DATA BLOCK:
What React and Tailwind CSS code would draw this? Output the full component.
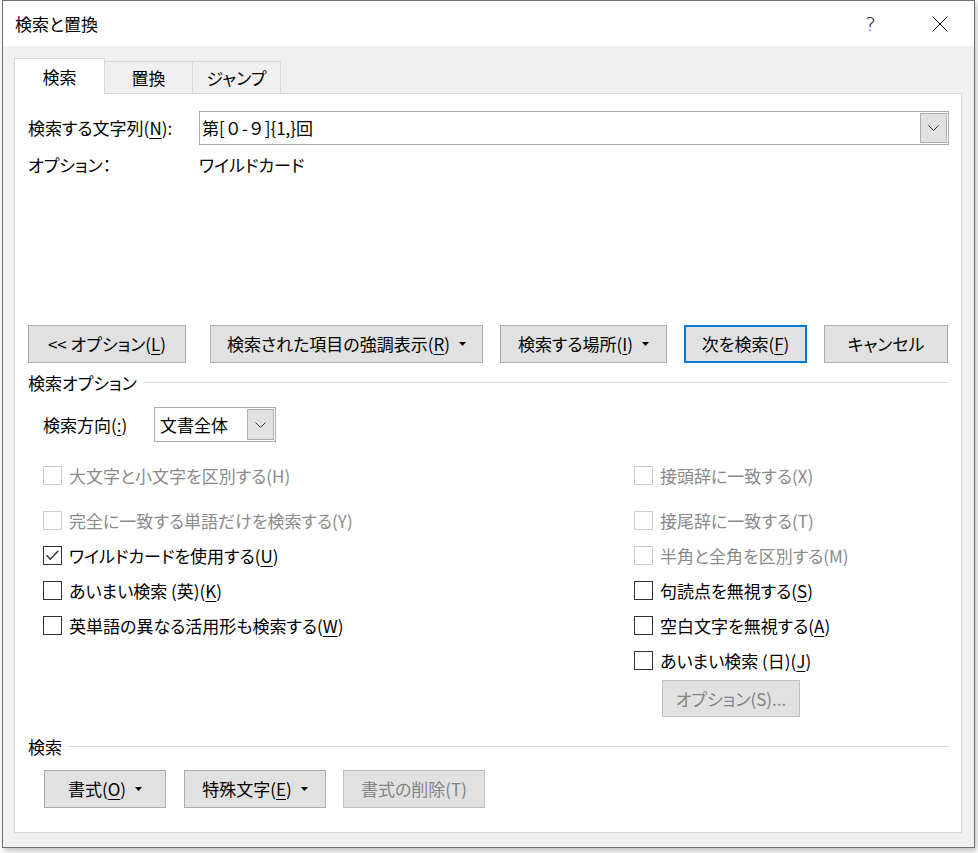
import React from "react";

function Caret() {
  return (
    <svg width="7" height="4" viewBox="0 0 7 4" className="shrink-0">
      <path d="M0 0h7L3.5 4z" fill="#000" />
    </svg>
  );
}

function Chevron() {
  return (
    <svg width="11" height="6" viewBox="0 0 11 6">
      <path d="M0.5 0.5L5.5 5.5L10.5 0.5" fill="none" stroke="#3c3c3c" strokeWidth="1" />
    </svg>
  );
}

function Btn({ children, className = "", disabled, primary }) {
  return (
    <button
      className={`h-[38px] flex items-center justify-center gap-[9px] bg-[#e1e1e1] shrink-0 ${
        primary ? "border-2 border-[#0078d7]" : "border border-[#adadad]"
      } ${disabled ? "text-[#838383] border-[#bfbfbf]" : "text-black"} ${className}`}
    >
      {children}
    </button>
  );
}

function Check({ label, checked, disabled, className = "" }) {
  return (
    <div className={`h-[35px] flex items-center gap-[7px] ${className}`}>
      <div
        className={`w-[19px] h-[19px] bg-white border shrink-0 ${
          disabled ? "border-[#cccccc]" : "border-[#333333]"
        }`}
      >
        {checked && (
          <svg width="17" height="17" viewBox="0 0 17 17">
            <path d="M2.5 8.3L6.3 12.2L14.3 3.7" fill="none" stroke="#333" strokeWidth="1.4" />
          </svg>
        )}
      </div>
      <span className={disabled ? "text-[#8a8a8a]" : "text-black"}>{label}</span>
    </div>
  );
}

function Key({ children }) {
  return <u className="underline underline-offset-[3px] decoration-1">{children}</u>;
}

function GroupLabel({ children, className = "" }) {
  return (
    <div className={`h-[22px] flex items-center ${className}`}>
      <span>{children}</span>
      <div className="flex-1 h-px bg-[#dcdcdc] ml-[6px] -mt-[2px]" />
    </div>
  );
}

export default function App() {
  return (
    <div className="w-[978px] h-[853px] bg-white font-['Noto_Sans_CJK_JP',sans-serif] text-[17px] leading-[22px] text-black [font-feature-settings:'palt']">
      <div className="ml-[2px] w-[973px] h-[848px] border border-[#707070] flex flex-col shadow-[2px_3px_6px_rgba(0,0,0,0.25)]">
        {/* Title bar */}
        <div className="h-[45px] bg-white flex items-center pl-[12px] shrink-0">
          <span className="text-[17px]">検索と置換</span>
          <div className="ml-auto flex h-full">
            <div className="w-[69px] h-full flex items-center justify-center text-[20px] font-['DejaVu_Sans',sans-serif] font-light">
              ?
            </div>
            <div className="w-[69px] h-full flex items-center justify-center">
              <svg width="16" height="16" viewBox="0 0 16 16">
                <path d="M0.5 0.5L15.5 15.5M15.5 0.5L0.5 15.5" stroke="#000" strokeWidth="1" />
              </svg>
            </div>
          </div>
        </div>

        {/* Body */}
        <div className="flex-1 bg-[#f0f0f0] pt-[12px] pl-[11px] pr-[12px] pb-[14px] flex flex-col">
          {/* Tabs */}
          <div className="h-[35px] flex items-end shrink-0">
            <div className="relative z-10 -mb-px h-[36px] w-[91px] bg-white border border-b-0 border-[#d9d9d9] flex items-center justify-center">
              検索
            </div>
            <div className="h-[32px] w-[88px] border border-l-0 border-b-0 border-[#d9d9d9] flex items-center justify-center">
              置換
            </div>
            <div className="h-[32px] w-[88px] border border-l-0 border-b-0 border-[#d9d9d9] flex items-center justify-center">
              ジャンプ
            </div>
          </div>

          {/* Panel */}
          <div className="flex-1 bg-white border border-[#d9d9d9] pl-[13px] pr-[12px] flex flex-col">
            <div className="mt-[17px] h-[34px] flex items-center">
              <div className="w-[171px] shrink-0">
                検索する文字列(<Key>N</Key>):
              </div>
              <div className="flex-1 h-[34px] border border-[#a9a9a9] flex items-center pl-[2px]">
                <span className="flex-1 [font-feature-settings:normal]">
                  第[０-９]{"{1,}"}回
                </span>
                <div className="w-[27px] h-[30px] mr-px bg-[#e1e1e1] border border-[#adadad] flex items-center justify-center">
                  <Chevron />
                </div>
              </div>
            </div>

            <div className="mt-[9px] h-[22px] flex items-center">
              <div className="w-[171px] shrink-0">オプション：</div>
              <div>ワイルドカード</div>
            </div>

            {/* Main buttons */}
            <div className="mt-[149px] flex">
              <Btn className="w-[158px]">
                <span>
                  &lt;&lt; オプション(<Key>L</Key>)
                </span>
              </Btn>
              <Btn className="w-[273px] ml-[24px]">
                <span>
                  検索された項目の強調表示(<Key>R</Key>)
                </span>
                <Caret />
              </Btn>
              <Btn className="w-[167px] ml-[17px]">
                <span>
                  検索する場所(<Key>I</Key>)
                </span>
                <Caret />
              </Btn>
              <Btn primary className="w-[123px] ml-[17px]">
                <span>
                  次を検索(<Key>F</Key>)
                </span>
              </Btn>
              <Btn className="w-[124px] ml-[17px]">
                <span>キャンセル</span>
              </Btn>
            </div>

            <GroupLabel className="mt-[9px]">検索オプション</GroupLabel>

            <div className="mt-[13px] pl-[15px] flex items-center h-[35px]">
              <div className="w-[111px] shrink-0">
                検索方向(<Key>:</Key>)
              </div>
              <div className="w-[122px] h-[35px] border border-[#a9a9a9] flex items-center pl-[5px]">
                <span className="flex-1">文書全体</span>
                <div className="w-[27px] h-[31px] mr-px bg-[#e1e1e1] border border-[#adadad] flex items-center justify-center">
                  <Chevron />
                </div>
              </div>
            </div>

            {/* Checkboxes */}
            <div className="mt-[16px] flex">
              <div className="w-[606px] pl-[15px] shrink-0 flex flex-col">
                <Check disabled label="大文字と小文字を区別する(H)" />
                <Check disabled className="mt-[10px]" label="完全に一致する単語だけを検索する(Y)" />
                <Check checked label={<>ワイルドカードを使用する(<Key>U</Key>)</>} />
                <Check label={<>あいまい検索 (英)(<Key>K</Key>)</>} />
                <Check label={<>英単語の異なる活用形も検索する(<Key>W</Key>)</>} />
              </div>
              <div className="flex-1 flex flex-col">
                <Check disabled label="接頭辞に一致する(X)" />
                <Check disabled className="mt-[10px]" label="接尾辞に一致する(T)" />
                <Check disabled label="半角と全角を区別する(M)" />
                <Check label={<>句読点を無視する(<Key>S</Key>)</>} />
                <Check label={<>空白文字を無視する(<Key>A</Key>)</>} />
                <Check label={<>あいまい検索 (日)(<Key>J</Key>)</>} />
                <div className="mt-[2px] ml-[28px]">
                  <Btn disabled className="w-[138px] !h-[37px]">
                    <span>オプション(S)...</span>
                  </Btn>
                </div>
              </div>
            </div>

            <GroupLabel className="mt-[19px]">検索</GroupLabel>

            <div className="mt-[12px] pl-[16px] flex">
              <Btn className="w-[122px]">
                <span>
                  書式(<Key>O</Key>)
                </span>
                <Caret />
              </Btn>
              <Btn className="w-[142px] ml-[18px]">
                <span>
                  特殊文字(<Key>E</Key>)
                </span>
                <Caret />
              </Btn>
              <Btn disabled className="w-[142px] ml-[17px]">
                <span>書式の削除(T)</span>
              </Btn>
            </div>
          </div>
        </div>
      </div>
    </div>
  );
}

TO BE DONE: Without the pictures, print the whole listing exactly as given.

FINAL ANSWER:
What React and Tailwind CSS code would draw this? Output the full component.
import React from "react";

function Caret() {
  return (
    <svg width="7" height="4" viewBox="0 0 7 4" className="shrink-0">
      <path d="M0 0h7L3.5 4z" fill="#000" />
    </svg>
  );
}

function Chevron() {
  return (
    <svg width="11" height="6" viewBox="0 0 11 6">
      <path d="M0.5 0.5L5.5 5.5L10.5 0.5" fill="none" stroke="#3c3c3c" strokeWidth="1" />
    </svg>
  );
}

function Btn({ children, className = "", disabled, primary }) {
  return (
    <button
      className={`h-[38px] flex items-center justify-center gap-[9px] bg-[#e1e1e1] shrink-0 ${
        primary ? "border-2 border-[#0078d7]" : "border border-[#adadad]"
      } ${disabled ? "text-[#838383] border-[#bfbfbf]" : "text-black"} ${className}`}
    >
      {children}
    </button>
  );
}

function Check({ label, checked, disabled, className = "" }) {
  return (
    <div className={`h-[35px] flex items-center gap-[7px] ${className}`}>
      <div
        className={`w-[19px] h-[19px] bg-white border shrink-0 ${
          disabled ? "border-[#cccccc]" : "border-[#333333]"
        }`}
      >
        {checked && (
          <svg width="17" height="17" viewBox="0 0 17 17">
            <path d="M2.5 8.3L6.3 12.2L14.3 3.7" fill="none" stroke="#333" strokeWidth="1.4" />
          </svg>
        )}
      </div>
      <span className={disabled ? "text-[#8a8a8a]" : "text-black"}>{label}</span>
    </div>
  );
}

function Key({ children }) {
  return <u className="underline underline-offset-[3px] decoration-1">{children}</u>;
}

function GroupLabel({ children, className = "" }) {
  return (
    <div className={`h-[22px] flex items-center ${className}`}>
      <span>{children}</span>
      <div className="flex-1 h-px bg-[#dcdcdc] ml-[6px] -mt-[2px]" />
    </div>
  );
}

export default function App() {
  return (
    <div className="w-[978px] h-[853px] bg-white font-['Noto_Sans_CJK_JP',sans-serif] text-[17px] leading-[22px] text-black [font-feature-settings:'palt']">
      <div className="ml-[2px] w-[973px] h-[848px] border border-[#707070] flex flex-col shadow-[2px_3px_6px_rgba(0,0,0,0.25)]">
        {/* Title bar */}
        <div className="h-[45px] bg-white flex items-center pl-[12px] shrink-0">
          <span className="text-[17px]">検索と置換</span>
          <div className="ml-auto flex h-full">
            <div className="w-[69px] h-full flex items-center justify-center text-[20px] font-['DejaVu_Sans',sans-serif] font-light">
              ?
            </div>
            <div className="w-[69px] h-full flex items-center justify-center">
              <svg width="16" height="16" viewBox="0 0 16 16">
                <path d="M0.5 0.5L15.5 15.5M15.5 0.5L0.5 15.5" stroke="#000" strokeWidth="1" />
              </svg>
            </div>
          </div>
        </div>

        {/* Body */}
        <div className="flex-1 bg-[#f0f0f0] pt-[12px] pl-[11px] pr-[12px] pb-[14px] flex flex-col">
          {/* Tabs */}
          <div className="h-[35px] flex items-end shrink-0">
            <div className="relative z-10 -mb-px h-[36px] w-[91px] bg-white border border-b-0 border-[#d9d9d9] flex items-center justify-center">
              検索
            </div>
            <div className="h-[32px] w-[88px] border border-l-0 border-b-0 border-[#d9d9d9] flex items-center justify-center">
              置換
            </div>
            <div className="h-[32px] w-[88px] border border-l-0 border-b-0 border-[#d9d9d9] flex items-center justify-center">
              ジャンプ
            </div>
          </div>

          {/* Panel */}
          <div className="flex-1 bg-white border border-[#d9d9d9] pl-[13px] pr-[12px] flex flex-col">
            <div className="mt-[17px] h-[34px] flex items-center">
              <div className="w-[171px] shrink-0">
                検索する文字列(<Key>N</Key>):
              </div>
              <div className="flex-1 h-[34px] border border-[#a9a9a9] flex items-center pl-[2px]">
                <span className="flex-1 [font-feature-settings:normal]">
                  第[０-９]{"{1,}"}回
                </span>
                <div className="w-[27px] h-[30px] mr-px bg-[#e1e1e1] border border-[#adadad] flex items-center justify-center">
                  <Chevron />
                </div>
              </div>
            </div>

            <div className="mt-[9px] h-[22px] flex items-center">
              <div className="w-[171px] shrink-0">オプション：</div>
              <div>ワイルドカード</div>
            </div>

            {/* Main buttons */}
            <div className="mt-[149px] flex">
              <Btn className="w-[158px]">
                <span>
                  &lt;&lt; オプション(<Key>L</Key>)
                </span>
              </Btn>
              <Btn className="w-[273px] ml-[24px]">
                <span>
                  検索された項目の強調表示(<Key>R</Key>)
                </span>
                <Caret />
              </Btn>
              <Btn className="w-[167px] ml-[17px]">
                <span>
                  検索する場所(<Key>I</Key>)
                </span>
                <Caret />
              </Btn>
              <Btn primary className="w-[123px] ml-[17px]">
                <span>
                  次を検索(<Key>F</Key>)
                </span>
              </Btn>
              <Btn className="w-[124px] ml-[17px]">
                <span>キャンセル</span>
              </Btn>
            </div>

            <GroupLabel className="mt-[9px]">検索オプション</GroupLabel>

            <div className="mt-[13px] pl-[15px] flex items-center h-[35px]">
              <div className="w-[111px] shrink-0">
                検索方向(<Key>:</Key>)
              </div>
              <div className="w-[122px] h-[35px] border border-[#a9a9a9] flex items-center pl-[5px]">
                <span className="flex-1">文書全体</span>
                <div className="w-[27px] h-[31px] mr-px bg-[#e1e1e1] border border-[#adadad] flex items-center justify-center">
                  <Chevron />
                </div>
              </div>
            </div>

            {/* Checkboxes */}
            <div className="mt-[16px] flex">
              <div className="w-[606px] pl-[15px] shrink-0 flex flex-col">
                <Check disabled label="大文字と小文字を区別する(H)" />
                <Check disabled className="mt-[10px]" label="完全に一致する単語だけを検索する(Y)" />
                <Check checked label={<>ワイルドカードを使用する(<Key>U</Key>)</>} />
                <Check label={<>あいまい検索 (英)(<Key>K</Key>)</>} />
                <Check label={<>英単語の異なる活用形も検索する(<Key>W</Key>)</>} />
              </div>
              <div className="flex-1 flex flex-col">
                <Check disabled label="接頭辞に一致する(X)" />
                <Check disabled className="mt-[10px]" label="接尾辞に一致する(T)" />
                <Check disabled label="半角と全角を区別する(M)" />
                <Check label={<>句読点を無視する(<Key>S</Key>)</>} />
                <Check label={<>空白文字を無視する(<Key>A</Key>)</>} />
                <Check label={<>あいまい検索 (日)(<Key>J</Key>)</>} />
                <div className="mt-[2px] ml-[28px]">
                  <Btn disabled className="w-[138px] !h-[37px]">
                    <span>オプション(S)...</span>
                  </Btn>
                </div>
              </div>
            </div>

            <GroupLabel className="mt-[19px]">検索</GroupLabel>

            <div className="mt-[12px] pl-[16px] flex">
              <Btn className="w-[122px]">
                <span>
                  書式(<Key>O</Key>)
                </span>
                <Caret />
              </Btn>
              <Btn className="w-[142px] ml-[18px]">
                <span>
                  特殊文字(<Key>E</Key>)
                </span>
                <Caret />
              </Btn>
              <Btn disabled className="w-[142px] ml-[17px]">
                <span>書式の削除(T)</span>
              </Btn>
            </div>
          </div>
        </div>
      </div>
    </div>
  );
}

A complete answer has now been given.